# Internal filter for 35L tank



## hinch (2 Nov 2011)

I'm planning on kitting out a spare 35l tank I have for some shrimp and probably a few danios.  It'll be my first attempt at a proper planted tank so i'm massively in the dark and also lacking equipment 

The problem is its current internal filter is one of those Hagen Stingray Elite 10 jobbies. No where near the flow rate required for a decent planted setup.  So I'm after another filter the only condition is it must be internal.

Tank Info
Volume: approx. 35 Litres
Aquarium measurements: 50cm L x 25cm W x 30cm High

As much as I'd like to use an external there is no room where the tank will sit for an external (its only just big enough for the tank as it is) and I can't use a hang on because I have to keep the tank lid on to avoid my cats going fishing or in the case of the kitten going for a swim she likes water and swims in the bath so an open top tank is just asking for trouble.

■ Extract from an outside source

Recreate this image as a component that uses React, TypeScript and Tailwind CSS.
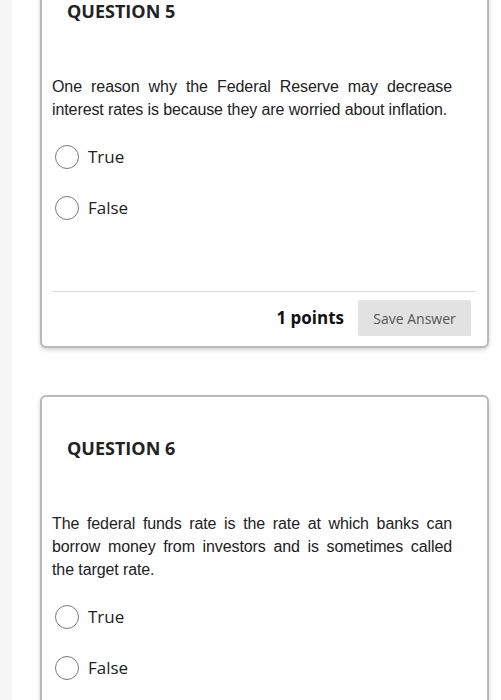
import React from "react";

const Radio = ({ label }: { label: string }) => (
  <div className="flex items-center h-6 pl-[3px]">
    <div className="w-6 h-6 rounded-full border-[1.5px] border-[#7a7a7a] bg-white shrink-0" />
    <span className="ml-[9px] text-[17px] leading-6 text-[#222]">{label}</span>
  </div>
);

const Card = ({
  num,
  text,
  className,
  footer,
}: {
  num: number;
  text: string;
  className?: string;
  footer?: boolean;
}) => (
  <div
    className={
      "w-[449px] border-2 border-[#b9b9b9] rounded-[6px] bg-white shadow-[0_2px_4px_rgba(0,0,0,0.18)] pt-[39px] pb-[10px] px-[10px] " +
      (className ?? "")
    }
  >
    <h2 className="ml-[15px] text-[18px] leading-6 font-bold text-[#222]">QUESTION {num}</h2>
    <p
      className="mt-[52px] w-[400px] text-[16px] leading-[23px] tracking-[-0.1px] text-[#222] text-justify"
      style={{ fontFamily: '"Liberation Sans", Arial, sans-serif' }}
    >
      {text}
    </p>
    <div className="mt-[24px] flex flex-col gap-[27px]">
      <Radio label="True" />
      <Radio label="False" />
    </div>
    {footer && (
      <>
        <div className="mt-[71px] h-px bg-[#dcdcdc] mr-[1px]" />
        <div className="mt-[8px] flex items-center justify-end pr-[6px]">
          <span className="text-[17px] font-bold text-[#111] leading-6">1 points</span>
          <div className="ml-[14px] w-[113px] h-9 bg-[#e2e2e2] rounded-[2px] flex items-center justify-center text-[14px] text-[#555]">
            Save Answer
          </div>
        </div>
      </>
    )}
  </div>
);

export default function App() {
  return (
    <div
      className="flex h-[700px] overflow-hidden bg-white"
      style={{ fontFamily: '"Open Sans", "Noto Sans", sans-serif' }}
    >
      <div className="w-[12px] shrink-0 bg-[#f6f6f6]" />
      <div className="pl-[28px] flex flex-col">
        <Card
          num={5}
          className="-mt-[42px]"
          footer
          text="One reason why the Federal Reserve may decrease interest rates is because they are worried about inflation."
        />
        <Card
          num={6}
          className="mt-[47px] pb-[80px]"
          text="The federal funds rate is the rate at which banks can borrow money from investors and is sometimes called the target rate."
        />
      </div>
    </div>
  );
}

I plan on using liquid carboon rather than co2 injection if that effects it at all.

Any suggestions or experience of such things would be greatly appreciated.


----------



## dw1305 (2 Nov 2011)

Hi all,
I like the Eheim Aquaball, they are a bit pricey and not very attractive, but other than that they are good and chunky, you can get spares and they don't clog easily.

cheers Darrel


----------



## hinch (2 Nov 2011)

they're not that ugly but they do present a few questions.

Quick look on charterhouse shows they do 4 different sizes 45, 60, 130 and 160

now the 45 they rate at 380lph which would be the 10x turn over rate most people seem to recommend however as we all know rated flow is never actual flow.
The 60 is rated at 480 per hour would this be too high though and turn the tank into a fishy washing machine?

Also they sell an "upgrade" which is basically an additional filter basket would it be worth adding one of them on too to increase the filter capacity/volume or is it not needed?

Thanks for the help


----------



## ceg4048 (3 Nov 2011)

Hello,
        The 10X rule already takes into account the fact that filters don't deliver their rated flow. More flow is better though, if we're talking about a CO2 enriched tanks, so get whatever you filter rating you want starting from 350LPH and up.

Adding more baskets and more filter material is all well and good but this is an internal filter so there are the aesthetics to think about...

Cheers,


----------



## hinch (3 Nov 2011)

ok so the little tiny 40 should be enough for the size of the tank I'm after. Thats good the filters not that expensive.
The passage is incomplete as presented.